## Task to complete
The records below must be copied in full; omit the images.

## Supplied data

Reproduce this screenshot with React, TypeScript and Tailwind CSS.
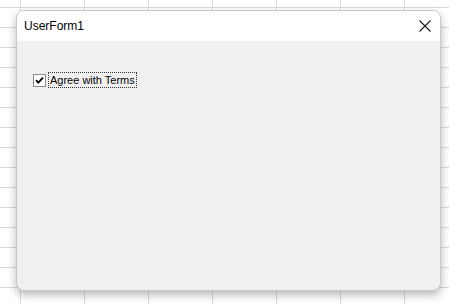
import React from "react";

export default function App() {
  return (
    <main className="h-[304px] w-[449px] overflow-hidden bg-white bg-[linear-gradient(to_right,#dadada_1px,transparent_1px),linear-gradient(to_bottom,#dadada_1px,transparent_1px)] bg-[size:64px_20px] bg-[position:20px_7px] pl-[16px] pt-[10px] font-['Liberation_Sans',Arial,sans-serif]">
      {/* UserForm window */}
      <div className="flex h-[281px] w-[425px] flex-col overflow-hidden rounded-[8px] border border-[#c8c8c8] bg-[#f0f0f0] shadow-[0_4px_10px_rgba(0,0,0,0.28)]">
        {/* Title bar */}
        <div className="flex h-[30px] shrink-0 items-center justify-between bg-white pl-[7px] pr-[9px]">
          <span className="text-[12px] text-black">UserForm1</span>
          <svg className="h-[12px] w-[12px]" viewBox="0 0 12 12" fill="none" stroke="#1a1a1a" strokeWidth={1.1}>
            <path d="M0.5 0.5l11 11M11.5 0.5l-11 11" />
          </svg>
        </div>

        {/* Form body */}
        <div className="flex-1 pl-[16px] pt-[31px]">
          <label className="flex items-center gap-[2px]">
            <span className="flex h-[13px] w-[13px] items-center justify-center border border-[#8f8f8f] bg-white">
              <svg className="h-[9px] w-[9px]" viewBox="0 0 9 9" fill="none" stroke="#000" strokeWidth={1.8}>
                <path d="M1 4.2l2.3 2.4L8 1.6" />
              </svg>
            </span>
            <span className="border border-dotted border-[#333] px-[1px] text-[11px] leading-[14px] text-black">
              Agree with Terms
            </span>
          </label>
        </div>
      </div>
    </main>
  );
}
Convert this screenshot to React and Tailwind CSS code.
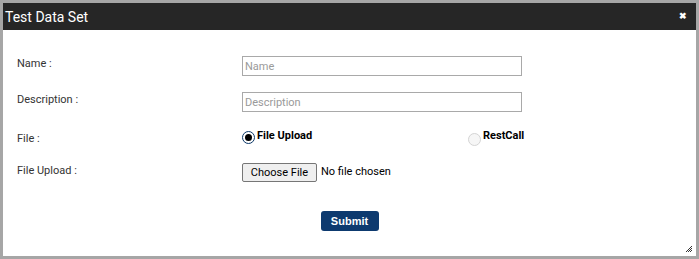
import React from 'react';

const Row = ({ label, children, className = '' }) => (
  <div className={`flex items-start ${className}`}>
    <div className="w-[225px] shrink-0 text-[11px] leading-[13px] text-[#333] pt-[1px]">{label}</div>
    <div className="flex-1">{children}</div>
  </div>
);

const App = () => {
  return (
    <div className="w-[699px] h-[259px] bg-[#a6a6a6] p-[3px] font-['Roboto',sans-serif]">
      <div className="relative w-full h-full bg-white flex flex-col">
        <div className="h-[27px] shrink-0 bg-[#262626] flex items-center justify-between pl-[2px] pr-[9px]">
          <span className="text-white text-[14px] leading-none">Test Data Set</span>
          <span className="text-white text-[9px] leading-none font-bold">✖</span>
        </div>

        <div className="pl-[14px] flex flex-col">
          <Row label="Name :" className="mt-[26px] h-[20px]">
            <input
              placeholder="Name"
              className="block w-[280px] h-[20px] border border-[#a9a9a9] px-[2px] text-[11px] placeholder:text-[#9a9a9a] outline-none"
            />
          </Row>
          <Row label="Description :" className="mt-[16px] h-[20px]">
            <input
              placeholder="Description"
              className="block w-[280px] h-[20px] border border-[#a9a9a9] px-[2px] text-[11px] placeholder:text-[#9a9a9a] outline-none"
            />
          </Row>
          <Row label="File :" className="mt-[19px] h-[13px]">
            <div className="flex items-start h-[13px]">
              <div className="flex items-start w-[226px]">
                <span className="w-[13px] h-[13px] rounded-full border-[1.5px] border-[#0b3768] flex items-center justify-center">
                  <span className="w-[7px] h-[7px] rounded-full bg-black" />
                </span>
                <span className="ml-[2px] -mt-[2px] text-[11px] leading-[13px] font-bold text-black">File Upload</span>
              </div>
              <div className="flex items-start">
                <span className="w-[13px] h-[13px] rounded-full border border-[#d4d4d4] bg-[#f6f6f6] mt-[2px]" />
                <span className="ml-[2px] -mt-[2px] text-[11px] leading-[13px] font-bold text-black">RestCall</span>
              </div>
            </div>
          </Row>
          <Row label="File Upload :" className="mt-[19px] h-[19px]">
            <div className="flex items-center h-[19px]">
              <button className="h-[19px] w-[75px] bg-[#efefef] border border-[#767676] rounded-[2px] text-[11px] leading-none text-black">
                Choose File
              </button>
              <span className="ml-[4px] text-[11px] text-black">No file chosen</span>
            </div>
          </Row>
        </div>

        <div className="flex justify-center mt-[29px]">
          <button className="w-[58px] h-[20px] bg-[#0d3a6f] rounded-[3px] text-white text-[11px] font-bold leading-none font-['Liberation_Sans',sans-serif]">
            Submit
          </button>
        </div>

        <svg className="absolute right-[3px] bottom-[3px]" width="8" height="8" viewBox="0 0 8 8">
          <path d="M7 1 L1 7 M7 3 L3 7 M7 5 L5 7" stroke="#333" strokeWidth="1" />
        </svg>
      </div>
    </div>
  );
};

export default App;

## The solution
Reproduce this screenshot with React, TypeScript and Tailwind CSS.
import React from "react";

export default function App() {
  return (
    <main className="h-[304px] w-[449px] overflow-hidden bg-white bg-[linear-gradient(to_right,#dadada_1px,transparent_1px),linear-gradient(to_bottom,#dadada_1px,transparent_1px)] bg-[size:64px_20px] bg-[position:20px_7px] pl-[16px] pt-[10px] font-['Liberation_Sans',Arial,sans-serif]">
      {/* UserForm window */}
      <div className="flex h-[281px] w-[425px] flex-col overflow-hidden rounded-[8px] border border-[#c8c8c8] bg-[#f0f0f0] shadow-[0_4px_10px_rgba(0,0,0,0.28)]">
        {/* Title bar */}
        <div className="flex h-[30px] shrink-0 items-center justify-between bg-white pl-[7px] pr-[9px]">
          <span className="text-[12px] text-black">UserForm1</span>
          <svg className="h-[12px] w-[12px]" viewBox="0 0 12 12" fill="none" stroke="#1a1a1a" strokeWidth={1.1}>
            <path d="M0.5 0.5l11 11M11.5 0.5l-11 11" />
          </svg>
        </div>

        {/* Form body */}
        <div className="flex-1 pl-[16px] pt-[31px]">
          <label className="flex items-center gap-[2px]">
            <span className="flex h-[13px] w-[13px] items-center justify-center border border-[#8f8f8f] bg-white">
              <svg className="h-[9px] w-[9px]" viewBox="0 0 9 9" fill="none" stroke="#000" strokeWidth={1.8}>
                <path d="M1 4.2l2.3 2.4L8 1.6" />
              </svg>
            </span>
            <span className="border border-dotted border-[#333] px-[1px] text-[11px] leading-[14px] text-black">
              Agree with Terms
            </span>
          </label>
        </div>
      </div>
    </main>
  );
}
Convert this screenshot to React and Tailwind CSS code.
import React from 'react';

const Row = ({ label, children, className = '' }) => (
  <div className={`flex items-start ${className}`}>
    <div className="w-[225px] shrink-0 text-[11px] leading-[13px] text-[#333] pt-[1px]">{label}</div>
    <div className="flex-1">{children}</div>
  </div>
);

const App = () => {
  return (
    <div className="w-[699px] h-[259px] bg-[#a6a6a6] p-[3px] font-['Roboto',sans-serif]">
      <div className="relative w-full h-full bg-white flex flex-col">
        <div className="h-[27px] shrink-0 bg-[#262626] flex items-center justify-between pl-[2px] pr-[9px]">
          <span className="text-white text-[14px] leading-none">Test Data Set</span>
          <span className="text-white text-[9px] leading-none font-bold">✖</span>
        </div>

        <div className="pl-[14px] flex flex-col">
          <Row label="Name :" className="mt-[26px] h-[20px]">
            <input
              placeholder="Name"
              className="block w-[280px] h-[20px] border border-[#a9a9a9] px-[2px] text-[11px] placeholder:text-[#9a9a9a] outline-none"
            />
          </Row>
          <Row label="Description :" className="mt-[16px] h-[20px]">
            <input
              placeholder="Description"
              className="block w-[280px] h-[20px] border border-[#a9a9a9] px-[2px] text-[11px] placeholder:text-[#9a9a9a] outline-none"
            />
          </Row>
          <Row label="File :" className="mt-[19px] h-[13px]">
            <div className="flex items-start h-[13px]">
              <div className="flex items-start w-[226px]">
                <span className="w-[13px] h-[13px] rounded-full border-[1.5px] border-[#0b3768] flex items-center justify-center">
                  <span className="w-[7px] h-[7px] rounded-full bg-black" />
                </span>
                <span className="ml-[2px] -mt-[2px] text-[11px] leading-[13px] font-bold text-black">File Upload</span>
              </div>
              <div className="flex items-start">
                <span className="w-[13px] h-[13px] rounded-full border border-[#d4d4d4] bg-[#f6f6f6] mt-[2px]" />
                <span className="ml-[2px] -mt-[2px] text-[11px] leading-[13px] font-bold text-black">RestCall</span>
              </div>
            </div>
          </Row>
          <Row label="File Upload :" className="mt-[19px] h-[19px]">
            <div className="flex items-center h-[19px]">
              <button className="h-[19px] w-[75px] bg-[#efefef] border border-[#767676] rounded-[2px] text-[11px] leading-none text-black">
                Choose File
              </button>
              <span className="ml-[4px] text-[11px] text-black">No file chosen</span>
            </div>
          </Row>
        </div>

        <div className="flex justify-center mt-[29px]">
          <button className="w-[58px] h-[20px] bg-[#0d3a6f] rounded-[3px] text-white text-[11px] font-bold leading-none font-['Liberation_Sans',sans-serif]">
            Submit
          </button>
        </div>

        <svg className="absolute right-[3px] bottom-[3px]" width="8" height="8" viewBox="0 0 8 8">
          <path d="M7 1 L1 7 M7 3 L3 7 M7 5 L5 7" stroke="#333" strokeWidth="1" />
        </svg>
      </div>
    </div>
  );
};

export default App;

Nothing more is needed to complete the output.